The third mistake is building a roadmap that is not connected to business outcomes. If the roadmap reads like a list of technology improvements with no explanation of why they matter or what business value they create, it will not have credibility or support. Every element of the roadmap should be traceable back to business strategy or to a critical business need. If it cannot be traced, it should not be on the roadmap.

The fourth mistake is not reviewing or updating the roadmap. A roadmap is not a document you create and then ignore. It is a living tool that should be reviewed regularly and adjusted based on what is learned. Teams that review quarterly do better than teams that review annually. Teams that create clear update processes do better than teams that try to keep everything in their heads.

The fifth mistake is not connecting the roadmap to resource allocation. If the roadmap is not used to inform capacity planning and prioritization decisions, it becomes irrelevant. Business leaders will stop referring to it. Technology leaders will stop following it. Eventually the roadmap will be forgotten. The solution is to explicitly connect the roadmap to resource allocation and to use it as the primary basis for decisions about what the technology organization will and will not do.

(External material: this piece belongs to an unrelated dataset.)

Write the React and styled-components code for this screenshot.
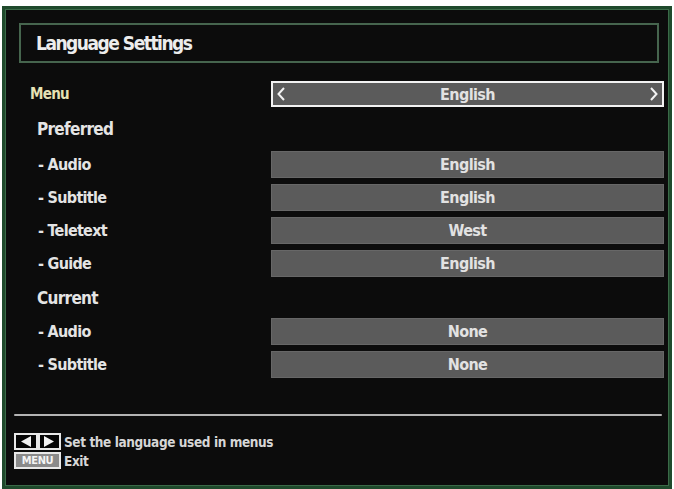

An effective technology roadmap is a tool that provides clarity about technology priorities, that aligns business and technology leadership, that guides the technology organization’s work, and that can be adapted as conditions change. Building such a roadmap requires investment in engagement and in process. But the payoff is a technology organization that operates with clarity of purpose, that delivers against its commitments, and that is seen as a strategic asset to the organization rather than as a cost center that needs to be managed.